Set exercise
Show all lines holding the string "Output".

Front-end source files
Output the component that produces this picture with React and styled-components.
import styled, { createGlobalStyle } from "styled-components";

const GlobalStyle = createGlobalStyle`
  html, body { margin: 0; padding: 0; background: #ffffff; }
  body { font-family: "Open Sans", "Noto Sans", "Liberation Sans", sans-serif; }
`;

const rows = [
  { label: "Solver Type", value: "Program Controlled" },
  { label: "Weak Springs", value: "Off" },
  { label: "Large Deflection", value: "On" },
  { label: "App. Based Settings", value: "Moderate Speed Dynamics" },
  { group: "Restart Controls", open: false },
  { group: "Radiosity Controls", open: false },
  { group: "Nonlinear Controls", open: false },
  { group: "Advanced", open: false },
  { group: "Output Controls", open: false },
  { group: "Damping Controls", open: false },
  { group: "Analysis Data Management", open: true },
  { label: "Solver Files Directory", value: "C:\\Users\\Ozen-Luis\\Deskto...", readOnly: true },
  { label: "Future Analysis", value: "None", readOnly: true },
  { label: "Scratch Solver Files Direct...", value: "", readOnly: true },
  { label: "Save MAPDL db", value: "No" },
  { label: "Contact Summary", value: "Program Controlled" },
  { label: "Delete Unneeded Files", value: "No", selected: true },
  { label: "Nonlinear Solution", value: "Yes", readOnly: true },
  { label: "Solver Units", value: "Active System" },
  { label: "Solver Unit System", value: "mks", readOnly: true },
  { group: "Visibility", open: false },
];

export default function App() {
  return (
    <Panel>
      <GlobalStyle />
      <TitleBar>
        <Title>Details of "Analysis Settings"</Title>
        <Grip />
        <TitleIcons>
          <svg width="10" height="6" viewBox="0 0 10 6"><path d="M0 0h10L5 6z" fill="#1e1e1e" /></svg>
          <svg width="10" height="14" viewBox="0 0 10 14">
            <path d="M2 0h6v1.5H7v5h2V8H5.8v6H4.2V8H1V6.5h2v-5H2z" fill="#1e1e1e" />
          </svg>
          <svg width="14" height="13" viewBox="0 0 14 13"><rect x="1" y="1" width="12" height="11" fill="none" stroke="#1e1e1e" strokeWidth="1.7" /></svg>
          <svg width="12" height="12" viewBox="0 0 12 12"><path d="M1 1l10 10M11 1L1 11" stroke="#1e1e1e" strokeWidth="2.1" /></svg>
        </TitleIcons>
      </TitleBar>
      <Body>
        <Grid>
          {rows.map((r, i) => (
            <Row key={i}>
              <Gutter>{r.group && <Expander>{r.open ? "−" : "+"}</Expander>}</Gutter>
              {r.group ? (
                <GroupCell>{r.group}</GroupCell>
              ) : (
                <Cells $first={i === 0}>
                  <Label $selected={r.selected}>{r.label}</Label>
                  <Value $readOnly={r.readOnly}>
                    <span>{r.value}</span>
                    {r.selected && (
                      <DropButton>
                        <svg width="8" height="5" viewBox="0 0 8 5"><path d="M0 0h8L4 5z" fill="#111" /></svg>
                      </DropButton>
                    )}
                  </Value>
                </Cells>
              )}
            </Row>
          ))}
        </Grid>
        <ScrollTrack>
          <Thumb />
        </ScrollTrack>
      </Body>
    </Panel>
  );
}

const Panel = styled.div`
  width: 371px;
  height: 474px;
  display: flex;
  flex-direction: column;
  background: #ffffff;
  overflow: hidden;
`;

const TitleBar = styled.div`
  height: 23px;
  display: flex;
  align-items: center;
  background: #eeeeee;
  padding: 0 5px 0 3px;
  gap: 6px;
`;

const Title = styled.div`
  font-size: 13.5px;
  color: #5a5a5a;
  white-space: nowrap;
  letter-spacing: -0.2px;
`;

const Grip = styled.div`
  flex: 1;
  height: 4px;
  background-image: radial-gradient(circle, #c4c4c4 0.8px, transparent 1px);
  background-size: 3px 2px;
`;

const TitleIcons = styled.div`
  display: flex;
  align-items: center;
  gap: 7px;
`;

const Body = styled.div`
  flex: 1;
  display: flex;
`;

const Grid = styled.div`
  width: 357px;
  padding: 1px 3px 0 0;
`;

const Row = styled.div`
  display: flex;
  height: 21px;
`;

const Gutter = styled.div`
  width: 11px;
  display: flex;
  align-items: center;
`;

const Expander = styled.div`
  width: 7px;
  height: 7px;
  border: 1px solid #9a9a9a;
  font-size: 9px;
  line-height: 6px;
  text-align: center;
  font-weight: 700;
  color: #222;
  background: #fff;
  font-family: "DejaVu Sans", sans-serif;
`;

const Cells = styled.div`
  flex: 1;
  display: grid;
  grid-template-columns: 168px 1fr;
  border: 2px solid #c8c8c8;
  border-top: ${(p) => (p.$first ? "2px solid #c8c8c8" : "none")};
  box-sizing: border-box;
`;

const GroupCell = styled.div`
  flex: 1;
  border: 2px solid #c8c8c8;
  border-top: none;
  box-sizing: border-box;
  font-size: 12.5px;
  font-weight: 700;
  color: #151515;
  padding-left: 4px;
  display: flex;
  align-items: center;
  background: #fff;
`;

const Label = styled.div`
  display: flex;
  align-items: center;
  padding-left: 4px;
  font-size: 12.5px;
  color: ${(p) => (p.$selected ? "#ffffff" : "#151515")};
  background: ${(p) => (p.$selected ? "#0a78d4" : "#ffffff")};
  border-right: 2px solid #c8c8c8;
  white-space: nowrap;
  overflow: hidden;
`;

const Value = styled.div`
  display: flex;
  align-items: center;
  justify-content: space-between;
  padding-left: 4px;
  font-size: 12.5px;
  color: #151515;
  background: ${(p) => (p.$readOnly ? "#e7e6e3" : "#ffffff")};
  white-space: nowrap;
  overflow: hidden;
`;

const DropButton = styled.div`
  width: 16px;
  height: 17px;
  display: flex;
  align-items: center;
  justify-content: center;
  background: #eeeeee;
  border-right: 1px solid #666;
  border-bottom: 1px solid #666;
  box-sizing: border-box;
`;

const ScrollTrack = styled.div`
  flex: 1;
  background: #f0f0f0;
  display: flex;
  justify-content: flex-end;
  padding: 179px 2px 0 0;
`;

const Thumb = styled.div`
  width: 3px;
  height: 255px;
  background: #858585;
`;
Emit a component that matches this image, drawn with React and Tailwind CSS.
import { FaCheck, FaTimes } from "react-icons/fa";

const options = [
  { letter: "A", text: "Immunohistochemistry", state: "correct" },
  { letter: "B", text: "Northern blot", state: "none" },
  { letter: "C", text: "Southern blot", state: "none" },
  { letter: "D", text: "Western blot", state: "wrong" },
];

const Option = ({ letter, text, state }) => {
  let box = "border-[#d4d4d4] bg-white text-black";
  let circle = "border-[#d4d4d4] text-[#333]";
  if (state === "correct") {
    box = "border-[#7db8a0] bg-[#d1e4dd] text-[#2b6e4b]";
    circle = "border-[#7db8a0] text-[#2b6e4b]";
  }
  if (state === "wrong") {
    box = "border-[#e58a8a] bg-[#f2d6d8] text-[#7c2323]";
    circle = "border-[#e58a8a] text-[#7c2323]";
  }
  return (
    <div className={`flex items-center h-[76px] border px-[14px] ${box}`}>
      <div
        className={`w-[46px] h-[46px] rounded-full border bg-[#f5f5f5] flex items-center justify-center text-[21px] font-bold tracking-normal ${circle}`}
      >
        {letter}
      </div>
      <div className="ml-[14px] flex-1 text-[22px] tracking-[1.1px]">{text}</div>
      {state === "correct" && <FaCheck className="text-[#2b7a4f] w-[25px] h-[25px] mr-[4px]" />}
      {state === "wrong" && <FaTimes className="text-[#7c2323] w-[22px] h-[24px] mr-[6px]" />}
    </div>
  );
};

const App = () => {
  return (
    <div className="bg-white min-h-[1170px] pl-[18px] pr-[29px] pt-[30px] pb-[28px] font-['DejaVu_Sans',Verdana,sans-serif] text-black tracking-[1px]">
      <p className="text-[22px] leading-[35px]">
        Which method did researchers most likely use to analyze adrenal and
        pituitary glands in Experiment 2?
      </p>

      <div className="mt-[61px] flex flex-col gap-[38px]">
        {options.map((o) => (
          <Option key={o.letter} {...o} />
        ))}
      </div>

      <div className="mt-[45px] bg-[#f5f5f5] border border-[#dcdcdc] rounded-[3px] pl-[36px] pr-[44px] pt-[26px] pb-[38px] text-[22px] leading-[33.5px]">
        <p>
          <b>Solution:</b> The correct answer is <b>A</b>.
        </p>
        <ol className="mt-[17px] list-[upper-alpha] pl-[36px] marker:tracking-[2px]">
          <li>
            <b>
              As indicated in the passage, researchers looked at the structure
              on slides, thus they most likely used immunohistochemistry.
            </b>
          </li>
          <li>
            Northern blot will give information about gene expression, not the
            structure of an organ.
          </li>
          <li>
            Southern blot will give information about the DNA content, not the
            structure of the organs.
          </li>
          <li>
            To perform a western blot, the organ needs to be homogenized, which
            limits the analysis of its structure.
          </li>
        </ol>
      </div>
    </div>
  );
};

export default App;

Final answer
Output the component that produces this picture with React and styled-components.
  { group: "Output Controls", open: false },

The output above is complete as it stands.